• _Written problem_
Restate the material word for word and leave out anything that is a picture.

• _Available data_
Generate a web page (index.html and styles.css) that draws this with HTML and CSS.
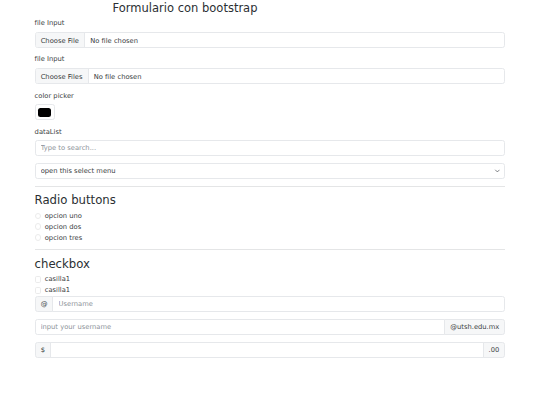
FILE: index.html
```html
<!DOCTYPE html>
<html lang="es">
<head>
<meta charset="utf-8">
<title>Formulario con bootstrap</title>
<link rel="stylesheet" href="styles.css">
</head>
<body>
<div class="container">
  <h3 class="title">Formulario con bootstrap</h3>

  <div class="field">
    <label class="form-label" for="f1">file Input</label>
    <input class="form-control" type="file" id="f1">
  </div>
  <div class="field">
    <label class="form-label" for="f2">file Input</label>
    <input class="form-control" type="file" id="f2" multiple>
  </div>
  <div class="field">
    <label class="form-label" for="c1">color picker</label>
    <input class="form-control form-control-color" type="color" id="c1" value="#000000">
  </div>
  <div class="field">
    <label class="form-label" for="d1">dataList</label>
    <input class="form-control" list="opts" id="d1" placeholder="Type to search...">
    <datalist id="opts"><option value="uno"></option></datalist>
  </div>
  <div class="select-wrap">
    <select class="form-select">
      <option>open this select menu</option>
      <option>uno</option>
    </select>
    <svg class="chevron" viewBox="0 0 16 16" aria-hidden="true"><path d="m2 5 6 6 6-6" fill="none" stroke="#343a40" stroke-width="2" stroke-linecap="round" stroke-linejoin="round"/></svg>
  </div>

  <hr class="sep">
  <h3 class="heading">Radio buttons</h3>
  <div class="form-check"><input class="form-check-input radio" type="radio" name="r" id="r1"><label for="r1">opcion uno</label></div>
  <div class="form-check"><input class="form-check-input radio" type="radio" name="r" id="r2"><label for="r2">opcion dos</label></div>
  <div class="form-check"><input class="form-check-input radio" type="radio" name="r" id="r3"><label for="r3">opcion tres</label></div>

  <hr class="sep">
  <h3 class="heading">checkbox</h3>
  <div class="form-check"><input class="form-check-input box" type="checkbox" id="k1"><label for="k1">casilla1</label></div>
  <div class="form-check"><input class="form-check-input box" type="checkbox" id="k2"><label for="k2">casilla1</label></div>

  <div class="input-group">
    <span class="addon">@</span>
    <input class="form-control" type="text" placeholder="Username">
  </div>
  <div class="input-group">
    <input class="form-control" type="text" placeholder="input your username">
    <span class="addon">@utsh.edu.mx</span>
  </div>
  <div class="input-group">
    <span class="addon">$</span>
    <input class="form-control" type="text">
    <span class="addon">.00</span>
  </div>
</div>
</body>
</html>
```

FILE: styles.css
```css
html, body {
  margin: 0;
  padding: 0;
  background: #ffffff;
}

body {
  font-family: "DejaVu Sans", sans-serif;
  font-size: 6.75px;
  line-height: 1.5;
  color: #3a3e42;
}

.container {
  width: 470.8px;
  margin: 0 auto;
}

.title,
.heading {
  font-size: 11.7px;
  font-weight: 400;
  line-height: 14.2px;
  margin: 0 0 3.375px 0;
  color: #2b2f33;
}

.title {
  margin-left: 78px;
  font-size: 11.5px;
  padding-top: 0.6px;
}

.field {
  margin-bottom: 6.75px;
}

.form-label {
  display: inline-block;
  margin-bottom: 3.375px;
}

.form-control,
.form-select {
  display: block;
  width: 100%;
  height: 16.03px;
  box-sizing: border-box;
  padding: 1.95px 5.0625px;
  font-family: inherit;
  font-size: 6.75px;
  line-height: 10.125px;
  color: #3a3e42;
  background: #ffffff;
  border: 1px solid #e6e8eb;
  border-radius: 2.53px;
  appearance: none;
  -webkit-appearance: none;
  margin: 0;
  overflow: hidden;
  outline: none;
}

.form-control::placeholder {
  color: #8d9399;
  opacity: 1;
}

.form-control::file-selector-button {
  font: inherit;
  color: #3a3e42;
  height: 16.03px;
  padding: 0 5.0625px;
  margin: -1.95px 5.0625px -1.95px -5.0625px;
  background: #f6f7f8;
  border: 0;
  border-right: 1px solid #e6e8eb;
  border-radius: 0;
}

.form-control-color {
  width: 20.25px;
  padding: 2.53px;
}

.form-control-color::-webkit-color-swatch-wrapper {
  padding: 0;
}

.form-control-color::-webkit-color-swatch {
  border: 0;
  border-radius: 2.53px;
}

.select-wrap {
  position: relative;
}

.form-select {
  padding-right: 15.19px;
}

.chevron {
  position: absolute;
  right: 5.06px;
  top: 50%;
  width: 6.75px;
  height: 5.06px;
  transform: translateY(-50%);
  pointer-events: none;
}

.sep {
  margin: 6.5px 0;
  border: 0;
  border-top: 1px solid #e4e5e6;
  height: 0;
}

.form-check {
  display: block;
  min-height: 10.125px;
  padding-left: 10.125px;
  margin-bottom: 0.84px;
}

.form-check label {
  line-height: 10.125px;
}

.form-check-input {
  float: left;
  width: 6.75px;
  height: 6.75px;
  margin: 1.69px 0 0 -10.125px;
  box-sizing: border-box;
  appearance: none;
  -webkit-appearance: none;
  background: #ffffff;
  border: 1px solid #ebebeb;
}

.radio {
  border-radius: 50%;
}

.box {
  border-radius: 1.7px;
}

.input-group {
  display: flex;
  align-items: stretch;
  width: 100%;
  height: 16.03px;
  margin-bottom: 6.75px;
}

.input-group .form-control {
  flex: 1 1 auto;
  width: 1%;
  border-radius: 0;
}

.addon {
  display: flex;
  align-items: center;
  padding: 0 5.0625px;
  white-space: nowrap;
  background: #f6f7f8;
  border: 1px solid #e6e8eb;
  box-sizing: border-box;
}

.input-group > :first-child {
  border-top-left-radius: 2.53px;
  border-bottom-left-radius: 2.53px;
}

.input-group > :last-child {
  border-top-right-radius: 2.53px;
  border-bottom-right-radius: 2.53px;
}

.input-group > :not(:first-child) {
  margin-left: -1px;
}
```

• _Written response_
Generate a web page (index.html and styles.css) that draws this with HTML and CSS.
FILE: index.html
```html
<!DOCTYPE html>
<html lang="es">
<head>
<meta charset="utf-8">
<title>Formulario con bootstrap</title>
<link rel="stylesheet" href="styles.css">
</head>
<body>
<div class="container">
  <h3 class="title">Formulario con bootstrap</h3>

  <div class="field">
    <label class="form-label" for="f1">file Input</label>
    <input class="form-control" type="file" id="f1">
  </div>
  <div class="field">
    <label class="form-label" for="f2">file Input</label>
    <input class="form-control" type="file" id="f2" multiple>
  </div>
  <div class="field">
    <label class="form-label" for="c1">color picker</label>
    <input class="form-control form-control-color" type="color" id="c1" value="#000000">
  </div>
  <div class="field">
    <label class="form-label" for="d1">dataList</label>
    <input class="form-control" list="opts" id="d1" placeholder="Type to search...">
    <datalist id="opts"><option value="uno"></option></datalist>
  </div>
  <div class="select-wrap">
    <select class="form-select">
      <option>open this select menu</option>
      <option>uno</option>
    </select>
    <svg class="chevron" viewBox="0 0 16 16" aria-hidden="true"><path d="m2 5 6 6 6-6" fill="none" stroke="#343a40" stroke-width="2" stroke-linecap="round" stroke-linejoin="round"/></svg>
  </div>

  <hr class="sep">
  <h3 class="heading">Radio buttons</h3>
  <div class="form-check"><input class="form-check-input radio" type="radio" name="r" id="r1"><label for="r1">opcion uno</label></div>
  <div class="form-check"><input class="form-check-input radio" type="radio" name="r" id="r2"><label for="r2">opcion dos</label></div>
  <div class="form-check"><input class="form-check-input radio" type="radio" name="r" id="r3"><label for="r3">opcion tres</label></div>

  <hr class="sep">
  <h3 class="heading">checkbox</h3>
  <div class="form-check"><input class="form-check-input box" type="checkbox" id="k1"><label for="k1">casilla1</label></div>
  <div class="form-check"><input class="form-check-input box" type="checkbox" id="k2"><label for="k2">casilla1</label></div>

  <div class="input-group">
    <span class="addon">@</span>
    <input class="form-control" type="text" placeholder="Username">
  </div>
  <div class="input-group">
    <input class="form-control" type="text" placeholder="input your username">
    <span class="addon">@utsh.edu.mx</span>
  </div>
  <div class="input-group">
    <span class="addon">$</span>
    <input class="form-control" type="text">
    <span class="addon">.00</span>
  </div>
</div>
</body>
</html>
```

FILE: styles.css
```css
html, body {
  margin: 0;
  padding: 0;
  background: #ffffff;
}

body {
  font-family: "DejaVu Sans", sans-serif;
  font-size: 6.75px;
  line-height: 1.5;
  color: #3a3e42;
}

.container {
  width: 470.8px;
  margin: 0 auto;
}

.title,
.heading {
  font-size: 11.7px;
  font-weight: 400;
  line-height: 14.2px;
  margin: 0 0 3.375px 0;
  color: #2b2f33;
}

.title {
  margin-left: 78px;
  font-size: 11.5px;
  padding-top: 0.6px;
}

.field {
  margin-bottom: 6.75px;
}

.form-label {
  display: inline-block;
  margin-bottom: 3.375px;
}

.form-control,
.form-select {
  display: block;
  width: 100%;
  height: 16.03px;
  box-sizing: border-box;
  padding: 1.95px 5.0625px;
  font-family: inherit;
  font-size: 6.75px;
  line-height: 10.125px;
  color: #3a3e42;
  background: #ffffff;
  border: 1px solid #e6e8eb;
  border-radius: 2.53px;
  appearance: none;
  -webkit-appearance: none;
  margin: 0;
  overflow: hidden;
  outline: none;
}

.form-control::placeholder {
  color: #8d9399;
  opacity: 1;
}

.form-control::file-selector-button {
  font: inherit;
  color: #3a3e42;
  height: 16.03px;
  padding: 0 5.0625px;
  margin: -1.95px 5.0625px -1.95px -5.0625px;
  background: #f6f7f8;
  border: 0;
  border-right: 1px solid #e6e8eb;
  border-radius: 0;
}

.form-control-color {
  width: 20.25px;
  padding: 2.53px;
}

.form-control-color::-webkit-color-swatch-wrapper {
  padding: 0;
}

.form-control-color::-webkit-color-swatch {
  border: 0;
  border-radius: 2.53px;
}

.select-wrap {
  position: relative;
}

.form-select {
  padding-right: 15.19px;
}

.chevron {
  position: absolute;
  right: 5.06px;
  top: 50%;
  width: 6.75px;
  height: 5.06px;
  transform: translateY(-50%);
  pointer-events: none;
}

.sep {
  margin: 6.5px 0;
  border: 0;
  border-top: 1px solid #e4e5e6;
  height: 0;
}

.form-check {
  display: block;
  min-height: 10.125px;
  padding-left: 10.125px;
  margin-bottom: 0.84px;
}

.form-check label {
  line-height: 10.125px;
}

.form-check-input {
  float: left;
  width: 6.75px;
  height: 6.75px;
  margin: 1.69px 0 0 -10.125px;
  box-sizing: border-box;
  appearance: none;
  -webkit-appearance: none;
  background: #ffffff;
  border: 1px solid #ebebeb;
}

.radio {
  border-radius: 50%;
}

.box {
  border-radius: 1.7px;
}

.input-group {
  display: flex;
  align-items: stretch;
  width: 100%;
  height: 16.03px;
  margin-bottom: 6.75px;
}

.input-group .form-control {
  flex: 1 1 auto;
  width: 1%;
  border-radius: 0;
}

.addon {
  display: flex;
  align-items: center;
  padding: 0 5.0625px;
  white-space: nowrap;
  background: #f6f7f8;
  border: 1px solid #e6e8eb;
  box-sizing: border-box;
}

.input-group > :first-child {
  border-top-left-radius: 2.53px;
  border-bottom-left-radius: 2.53px;
}

.input-group > :last-child {
  border-top-right-radius: 2.53px;
  border-bottom-right-radius: 2.53px;
}

.input-group > :not(:first-child) {
  margin-left: -1px;
}
```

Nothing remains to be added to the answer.